== Provided data ==
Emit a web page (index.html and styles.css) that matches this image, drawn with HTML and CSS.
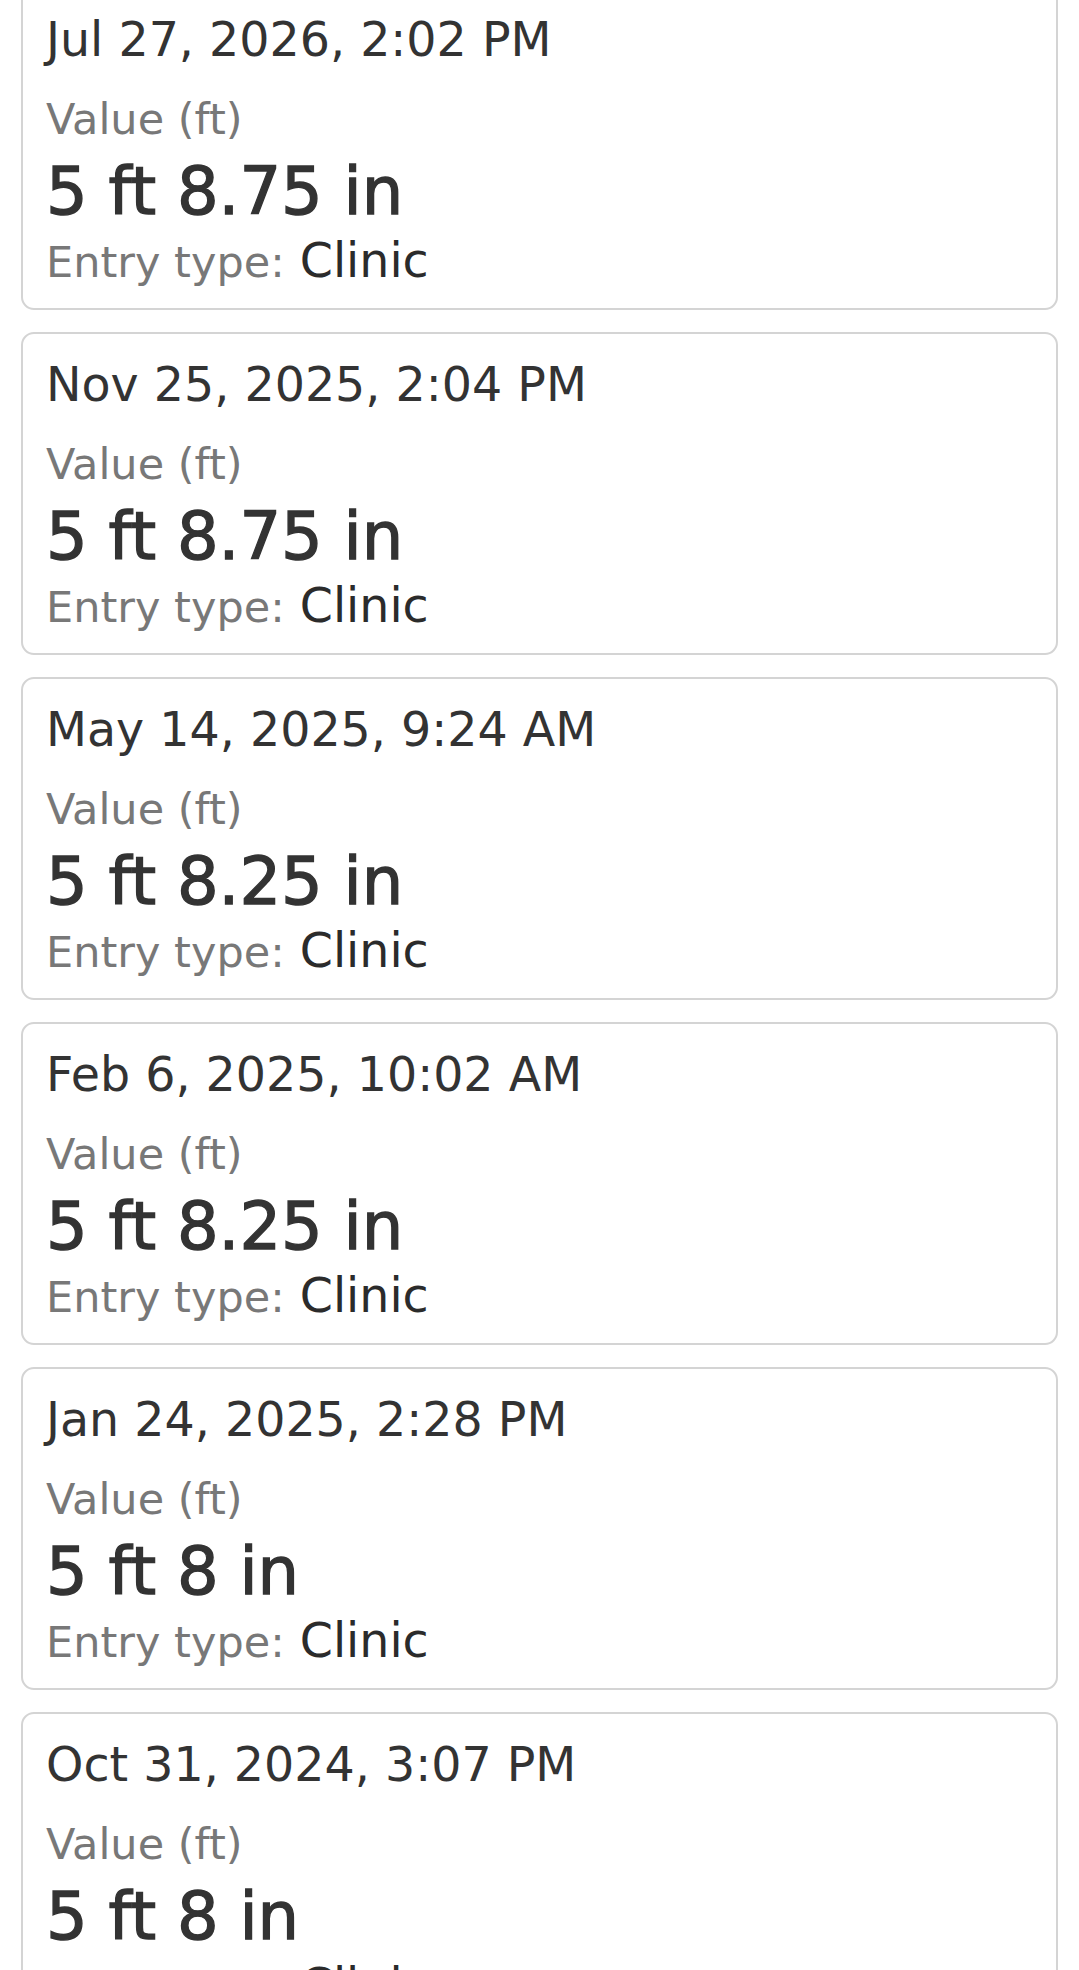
FILE: index.html
```html
<!DOCTYPE html>
<html lang="en">
<head>
<meta charset="utf-8">
<title>Height entries</title>
<link rel="stylesheet" href="styles.css">
</head>
<body>
<div class="list">
  <div class="card">
    <div class="date">Jul 27, 2026, 2:02 PM</div>
    <div class="label">Value (ft)</div>
    <div class="value">5 ft 8.75 in</div>
    <div class="entry"><span class="entry-label">Entry type:</span> <span class="entry-val">Clinic</span></div>
  </div>
  <div class="card">
    <div class="date">Nov 25, 2025, 2:04 PM</div>
    <div class="label">Value (ft)</div>
    <div class="value">5 ft 8.75 in</div>
    <div class="entry"><span class="entry-label">Entry type:</span> <span class="entry-val">Clinic</span></div>
  </div>
  <div class="card">
    <div class="date">May 14, 2025, 9:24 AM</div>
    <div class="label">Value (ft)</div>
    <div class="value">5 ft 8.25 in</div>
    <div class="entry"><span class="entry-label">Entry type:</span> <span class="entry-val">Clinic</span></div>
  </div>
  <div class="card">
    <div class="date">Feb 6, 2025, 10:02 AM</div>
    <div class="label">Value (ft)</div>
    <div class="value">5 ft 8.25 in</div>
    <div class="entry"><span class="entry-label">Entry type:</span> <span class="entry-val">Clinic</span></div>
  </div>
  <div class="card">
    <div class="date">Jan 24, 2025, 2:28 PM</div>
    <div class="label">Value (ft)</div>
    <div class="value">5 ft 8 in</div>
    <div class="entry"><span class="entry-label">Entry type:</span> <span class="entry-val">Clinic</span></div>
  </div>
  <div class="card">
    <div class="date">Oct 31, 2024, 3:07 PM</div>
    <div class="label">Value (ft)</div>
    <div class="value">5 ft 8 in</div>
    <div class="entry"><span class="entry-label">Entry type:</span> <span class="entry-val">Clinic</span></div>
  </div>
</div>
</body>
</html>
```
FILE: styles.css
```css
html, body {
  margin: 0;
  padding: 0;
  background: #ffffff;
}
body {
  font-family: "DejaVu Sans", Verdana, sans-serif;
  color: #333333;
  overflow: hidden;
  height: 1970px;
}
.list {
  display: flex;
  flex-direction: column;
  gap: 22px;
  padding: 0 21px;
  margin-top: -13px;
}
.card {
  box-sizing: border-box;
  height: 323px;
  flex: 0 0 auto;
  border: 2px solid #d4d4d4;
  border-radius: 13px;
  padding: 25px 23px 0 23px;
  display: flex;
  flex-direction: column;
}
.date {
  font-size: 47.5px;
  line-height: 52px;
  color: #333333;
  white-space: nowrap;
}
.label {
  margin-top: 28px;
  font-size: 43px;
  line-height: 50px;
  color: #787878;
  white-space: nowrap;
}
.value {
  margin-top: 9px;
  font-size: 65.5px;
  line-height: 76px;
  color: #333333;
  -webkit-text-stroke: 1.3px #333333;
  white-space: nowrap;
}
.entry {
  margin-top: 6px;
  font-size: 47.5px;
  line-height: 52px;
  white-space: nowrap;
}
.entry-label {
  font-size: 43px;
  color: #787878;
}
.entry-val {
  color: #2b2b2b;
}
```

== Short problem ==
State how many lines of the listing include "index", and nothing more.

== Answer in full ==
2